高円寺の「レッドサブマリン」で第二の人生が始まった(青春発墓場行き 10)

高円寺の「レッドサブマリン」で第二の人生が始まった(青春発墓場行き 10)(イラスト・戸梶 文)
(イラスト・戸梶 文)

勢いのままに会社を辞めたものの、次なるあては皆無に等しかった。僕は会社の寮を追い出されることになったので、とりあえず引っ越しをしなければならなかった。

どこにしようか、と思うも、東京に来てまだ1年とちょっと。しかも、上京するまで東京にまったく興味がなかったということもあって、全然地理がわからない。仕方なく、東京で一番有名だと思っていた新宿を起点に家を探すことにした。

山手線沿いは家賃が高いのでパス。総武線で都心方面に入っていくのも、より家賃が高いのでパス。そうすると消去法的に、郊外の方向、すなわち新宿から西に向かって探していくことになる。

西側といっても、まだ選択肢がある。新宿からは、中央線、小田急線、京王線という3つの鉄道が走っている。さて、どの沿線にするか。僕は関西出身なので、伝統的に私鉄が強い関西のイメージに引きずられて、JRはしょぼいものと思っていた。

しかし、それぞれの沿線を散策してみると、圧倒的にJRの駅が豪華なのである。これが官の東京、民の大阪なのかと、あらためて実感したのだった。小林一三(阪急電鉄の創業者)は偉大である。

かなり年季が入った赤色のアパート

ターゲットをJRの中央線に定め、僕は、東中野から、中野、高円寺と順番に物件を見ていった。なかなか思うような物件が見つからないなか、高円寺のある不動産屋にふと入ってみると、お店の人が僕の顔を見るや否や、言ったのだ。

「あ、いい物件あるからすぐに付いてきて! すぐ埋まっちゃうから!」

予算も聞かない強引な勧誘だったが、僕はのこのことついて行った。

それは、赤色の4階建てのアパートだった。かなり年季が入っていたが、一周回ってレトロなオシャレ感が出ていなくもない……と好意的に解釈した。

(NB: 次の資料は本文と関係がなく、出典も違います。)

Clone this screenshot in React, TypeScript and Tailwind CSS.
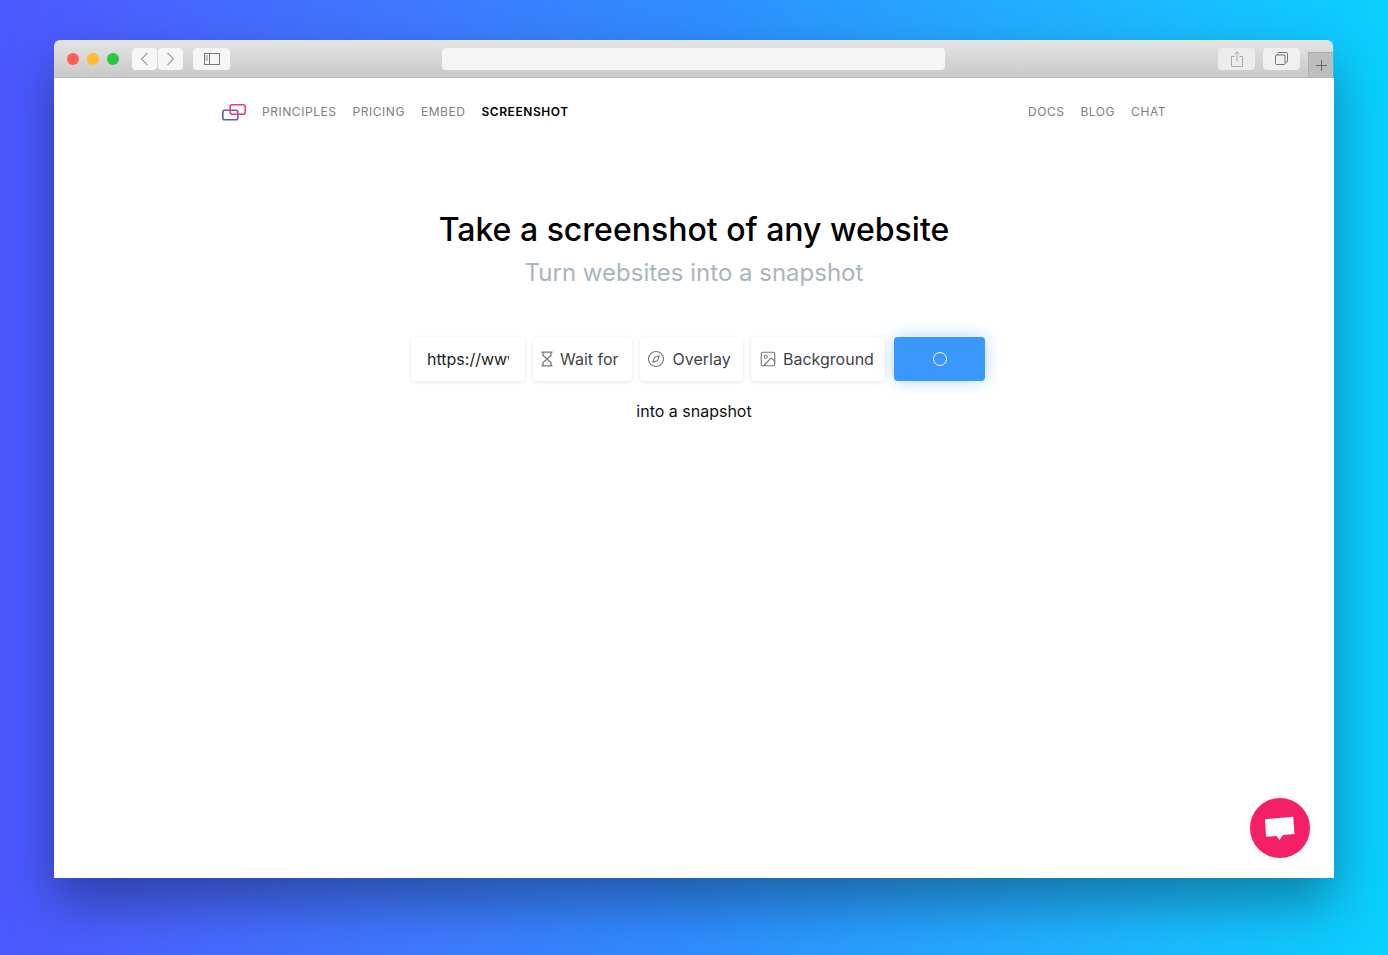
import { Compass, Image as ImageIcon } from "lucide-react";

function Logo() {
  return (
    <svg width="24" height="17" viewBox="0 0 24 17" fill="none" strokeWidth="1.6">
      <rect x="0.8" y="6.3" width="15" height="9.5" rx="2" stroke="#6d55b0" />
      <rect x="8.2" y="0.8" width="15" height="9.5" rx="2" stroke="#ee3a7c" />
    </svg>
  );
}

function TitleBar() {
  return (
    <div className="relative mr-px flex h-[38px] items-center rounded-t-[6px] border-b border-[#b8b8b8] bg-gradient-to-b from-[#e4e4e4] to-[#c9c9c9] pl-[13px]">
      <div className="flex gap-2">
        <span className="h-3 w-3 rounded-full bg-[#ff5f57]" />
        <span className="h-3 w-3 rounded-full bg-[#ffbd2e]" />
        <span className="h-3 w-3 rounded-full bg-[#28c840]" />
      </div>
      <div className="ml-[13px] flex gap-px">
        <div className="flex h-[22px] w-[25px] items-center justify-center rounded-[4px] bg-[#f6f6f6]">
          <svg width="9" height="14" viewBox="0 0 9 14" fill="none" stroke="#a3a3a3" strokeWidth="1.2">
            <path d="M7.5 1 1.5 7l6 6" />
          </svg>
        </div>
        <div className="flex h-[22px] w-[25px] items-center justify-center rounded-[4px] bg-[#f6f6f6]">
          <svg width="9" height="14" viewBox="0 0 9 14" fill="none" stroke="#a3a3a3" strokeWidth="1.2">
            <path d="M1.5 1l6 6-6 6" />
          </svg>
        </div>
      </div>
      <div className="ml-[10px] flex h-[22px] w-[37px] items-center justify-center rounded-[4px] bg-[#f6f6f6]">
        <svg width="16" height="12" viewBox="0 0 16 12" fill="none" stroke="#777777">
          <rect x="0.5" y="0.5" width="15" height="11" />
          <path d="M5.5 0.5v11" />
          <path d="M1.5 3h2.5M1.5 5h2.5M1.5 7h2.5" strokeWidth="0.8" />
        </svg>
      </div>
      <div className="ml-[212px] h-[22px] w-[503px] rounded-[4px] bg-[#f5f5f5]" />
      <div className="ml-auto mr-[33px] flex gap-[8px]">
        <div className="flex h-[22px] w-[37px] items-center justify-center rounded-[4px] bg-[#ececec]">
          <svg width="12" height="16" viewBox="0 0 12 16" fill="none" stroke="#a8a8a8">
            <path d="M3.5 5.5H.5v10h11v-10H8.5M6 10.5V.8M3.5 3 6 .8 8.5 3" />
          </svg>
        </div>
        <div className="flex h-[22px] w-[37px] items-center justify-center rounded-[4px] bg-[#f0f0f0]">
          <svg width="13" height="13" viewBox="0 0 13 13" fill="none" stroke="#757575">
            <rect x="0.5" y="3" width="9.5" height="9.5" rx="1" />
            <path d="M3 3V1.5a1 1 0 0 1 1-1h7.5a1 1 0 0 1 1 1V9a1 1 0 0 1-1 1H10" />
          </svg>
        </div>
      </div>
      <div className="absolute bottom-0 right-0 flex h-[25px] w-[25px] items-center justify-center border-l border-t border-[#adadad] bg-[#bdbdbd]">
        <svg width="11" height="11" viewBox="0 0 11 11" stroke="#666666">
          <path d="M5.5 0v11M0 5.5h11" />
        </svg>
      </div>
    </div>
  );
}

function Field({ icon, label, className }: { icon: React.ReactNode; label: string; className: string }) {
  return (
    <div className={`flex h-11 items-center rounded-[4px] bg-white text-[#3f444b] shadow-[0_1px_4px_rgba(0,0,0,0.11)] ${className}`}>
      {icon}
      <span>{label}</span>
    </div>
  );
}

export default function App() {
  return (
    <div className="h-[955px] overflow-hidden bg-gradient-to-r from-[#4c57ff] via-[#2f8dff] to-[#08d0ff] pl-[54px] pt-10 font-['Inter',sans-serif]">
      <div className="flex h-[838px] w-[1280px] flex-col shadow-[0_25px_50px_rgba(0,0,0,0.35)]">
        <TitleBar />
        <div className="relative flex-1 bg-white">
          <nav className="mx-auto flex w-[944px] items-center pt-[25px] text-xs uppercase leading-[18px] tracking-[0.55px] text-[#808080]">
            <Logo />
            <div className="ml-4 flex gap-4">
              <span>Principles</span>
              <span>Pricing</span>
              <span>Embed</span>
              <span className="font-semibold text-black">Screenshot</span>
            </div>
            <div className="ml-auto flex gap-4">
              <span>Docs</span>
              <span>Blog</span>
              <span>Chat</span>
            </div>
          </nav>
          <div className="flex flex-col items-center">
            <h1 className="mt-[88px] text-[32px] font-medium leading-[42px] text-black">Take a screenshot of any website</h1>
            <p className="text-2xl leading-[44px] text-[#aab4bf]">Turn websites into a snapshot</p>
            <div className="ml-2 mt-[42px] flex gap-2 text-base">
              <div className="flex h-11 w-[114px] items-center rounded-[4px] bg-white px-4 text-[#1d1f23] shadow-[0_1px_4px_rgba(0,0,0,0.11)]">
                <span className="block w-[84px] overflow-hidden whitespace-nowrap">https://www.microlink.io</span>
              </div>
              <Field
                className="w-[99px] gap-[7px] pl-2"
                label="Wait for"
                icon={
                  <svg width="12" height="16" viewBox="0 0 12 16" fill="none" stroke="#777777" strokeWidth="1.3">
                    <path d="M.5 1.2h11M.5 14.8h11M2 1.2v3.3L6 8l4-3.5V1.2M2 14.8v-3.3L6 8l4 3.5v3.3" />
                  </svg>
                }
              />
              <Field className="w-[103px] gap-[7.5px] pl-[7px]" label="Overlay" icon={<Compass size={18} strokeWidth={1.5} className="text-[#777777]" />} />
              <Field className="w-[134px] gap-1.5 pl-2" label="Background" icon={<ImageIcon size={18} strokeWidth={1.5} className="text-[#777777]" />} />
              <div className="ml-px flex h-11 w-[91px] items-center justify-center rounded-[4px] bg-[#3a97fb] shadow-[0_0_16px_rgba(58,151,251,0.4)]">
                <span className="h-[14px] w-[14px] rounded-full border border-white" />
              </div>
            </div>
            <p className="mt-[18px] text-base leading-6 text-[#111111]">into a snapshot</p>
          </div>
          <div className="absolute bottom-5 right-6 flex h-[60px] w-[60px] items-center justify-center rounded-full bg-[#f51f68] shadow-[0_2px_10px_rgba(0,0,0,0.06)]">
            <svg width="30" height="25" viewBox="0 0 30 25" fill="#ffffff">
              <path d="M0 3.2 28.2 0.8 29.5 18 18 19 14.5 24 11.5 20 1 20.8Z" />
            </svg>
          </div>
        </div>
      </div>
    </div>
  );
}
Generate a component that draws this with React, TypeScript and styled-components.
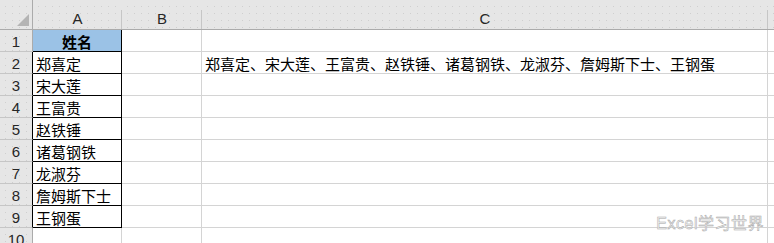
import styled, { createGlobalStyle } from "styled-components";

const GRID = "#d4d4d4";
const HEAD_LINE = "#ababab";
const CJK = `"Noto Sans CJK SC", "Noto Sans", sans-serif`;

const names = ["郑喜定", "宋大莲", "王富贵", "赵铁锤", "诸葛钢铁", "龙淑芬", "詹姆斯下士", "王钢蛋"];
const ROW_COUNT = 10;

const GlobalStyle = createGlobalStyle`
  html, body {
    margin: 0;
    padding: 0;
    background: #ffffff;
  }
`;

const App: React.FC = () => {
  const rows = Array.from(Array(ROW_COUNT).keys()).map((i) => i + 1);

  return (
    <Sheet>
      <GlobalStyle />
      <Grid>
        <Corner>
          <CornerTriangle />
        </Corner>
        <ColHead>A</ColHead>
        <ColHead>B</ColHead>
        <ColHead>C</ColHead>
        <ColHead $last />

        {rows.map((row) => {
          const boxed = row <= 9;
          const name = row >= 2 && row <= 9 ? names[row - 2] : "";
          return [
            <RowHead key={`h${row}`} $boxed={row >= 2 && row <= 9}>
              {row}
            </RowHead>,
            <NameCell key={`a${row}`} $boxed={boxed} $title={row === 1}>
              {row === 1 ? "姓名" : name}
            </NameCell>,
            <Cell key={`b${row}`} />,
            <Cell key={`c${row}`}>
              {row === 2 ? names.join("、") : ""}
            </Cell>,
            <Cell key={`d${row}`} $last />,
          ];
        })}
      </Grid>
      <Watermark>Excel学习世界</Watermark>
    </Sheet>
  );
};
export default App;

const Sheet = styled.div`
  position: relative;
  width: 774px;
  height: 243px;
  overflow: hidden;
  background: #ffffff;
`;

const Grid = styled.div`
  display: grid;
  grid-template-columns: 33px 89px 80px 566px 1fr;
  grid-template-rows: 30px repeat(${ROW_COUNT}, 22px);
`;

const headBg = `
  background-color: #e6e6e6;
  background-image: radial-gradient(circle, #cfcfcf 0.7px, transparent 1px);
  background-size: 7px 7px;
  background-position: 2px 3px;
`;

const Corner = styled.div`
  position: relative;
  ${headBg}
  border-right: 1px solid ${HEAD_LINE};
  border-bottom: 1px solid ${HEAD_LINE};
  box-sizing: border-box;
`;

const CornerTriangle = styled.div`
  position: absolute;
  right: 3px;
  bottom: 3px;
  width: 0;
  height: 0;
  border-left: 12px solid transparent;
  border-bottom: 12px solid #b4b4b4;
`;

const ColHead = styled.div<{ $last?: boolean }>`
  position: relative;
  ${headBg}
  border-bottom: 1px solid ${HEAD_LINE};
  box-sizing: border-box;
  display: flex;
  align-items: flex-end;
  justify-content: center;
  padding-bottom: 2px;
  font-family: "Liberation Sans", Arial, sans-serif;
  font-size: 15px;
  color: #262626;

  &::after {
    content: "";
    display: ${(p) => (p.$last ? "none" : "block")};
    position: absolute;
    right: 0;
    top: 10px;
    bottom: 0;
    width: 1px;
    background: #c6c6c6;
  }
`;

const RowHead = styled.div<{ $boxed?: boolean }>`
  ${headBg}
  border-right: 1px solid ${(p) => (p.$boxed ? "#000000" : HEAD_LINE)};
  border-bottom: 1px solid #c6c6c6;
  box-sizing: border-box;
  display: flex;
  align-items: center;
  justify-content: center;
  padding-top: 1px;
  font-family: "Liberation Sans", Arial, sans-serif;
  font-size: 15px;
  color: #262626;
`;

const Cell = styled.div<{ $last?: boolean }>`
  border-right: ${(p) => (p.$last ? "none" : `1px solid ${GRID}`)};
  border-bottom: 1px solid ${GRID};
  box-sizing: border-box;
  display: flex;
  align-items: center;
  padding: 1px 3px 0;
  font-family: ${CJK};
  font-size: 15px;
  color: #000000;
  white-space: nowrap;
  overflow: visible;
`;

const NameCell = styled(Cell)<{ $boxed?: boolean; $title?: boolean }>`
  border-right: 1px solid ${(p) => (p.$boxed ? "#000000" : GRID)};
  border-bottom: 1px solid ${(p) => (p.$boxed ? "#000000" : GRID)};
  background: ${(p) => (p.$title ? "#9bc2e6" : "transparent")};
  justify-content: ${(p) => (p.$title ? "center" : "flex-start")};
  font-weight: ${(p) => (p.$title ? 700 : 400)};
`;

const Watermark = styled.div`
  position: absolute;
  right: 10px;
  bottom: 9px;
  font-family: "Liberation Sans", ${CJK};
  font-size: 16px;
  letter-spacing: 0.5px;
  color: #f4f4f4;
  -webkit-text-stroke: 0.5px #a8a8a8;
  white-space: nowrap;
`;
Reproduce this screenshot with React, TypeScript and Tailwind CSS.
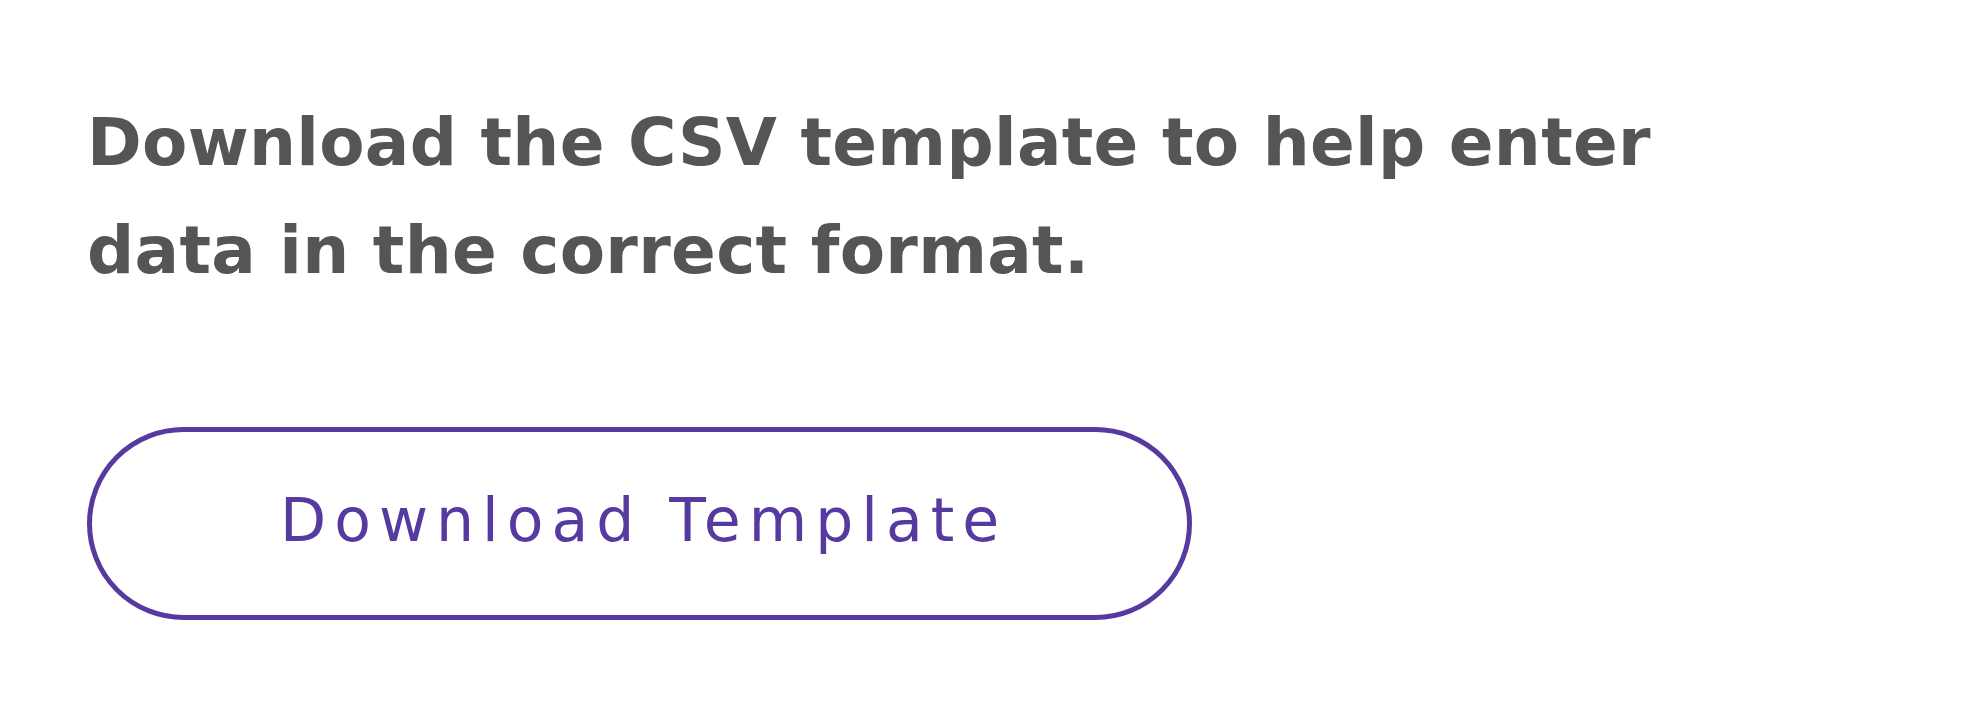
import React from "react";

export default function App() {
  return (
    <div className="flex min-h-[716px] w-[1985px] flex-col items-start bg-white pl-[87px] pt-[89px] font-['DejaVu_Sans',sans-serif]">
      <p className="m-0 text-[66px] font-bold leading-[108px] tracking-[0.3px] text-[#555555]">
        Download the CSV template to help enter
        <br />
        data in the correct format.
      </p>
      <button
        type="button"
        className="mt-[122px] flex h-[193px] w-[1105px] items-center rounded-full border-[5px] border-solid border-[#563aa0] bg-white pb-[7px] pl-[188px] font-['DejaVu_Sans',sans-serif] text-[60px] font-normal tracking-[8px] text-[#563aa0]"
      >
        Download Template
      </button>
    </div>
  );
}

聞けば、築年はビートルズの結成年と同じだった。1階には酒屋が入っていて、大家でもあった。どうでもいいのだが、大家のお父さんのほうはチャーリー浜に激似であったため、僕の心のなかで、その後ずっとチャーリーと呼ばれることになる。

昔の建物はサイズがおかしいのか、間取り上は8.5畳なのに、異様に広い。事務所としても使えそうだ。窓も無駄に大きいし、天井も高い。気になる家賃はなんと5万2000円。破格の安さだ。よほど僕が貧乏くさく見えたのだろう。まあ、その通りなんだけど。

僕は即決した。この家に住む! これが、今に至るまで高円寺に住むことになる全てのはじまりである。このときは高円寺がどんな街で、どんな人たちが住んでいるか、全く知らなかった。ましてや、高円寺を離れなければ売れないというジンクスがあるなんてことも。

僕はこのアパートをイエローサブマリンならぬ、レッドサブマリンと名付けた。僕の第二の人生がこのレッドサブマリンで始まるのだ。僕は今はなにものでもない。でもいつか、ひとかどの人物になれることを信じて。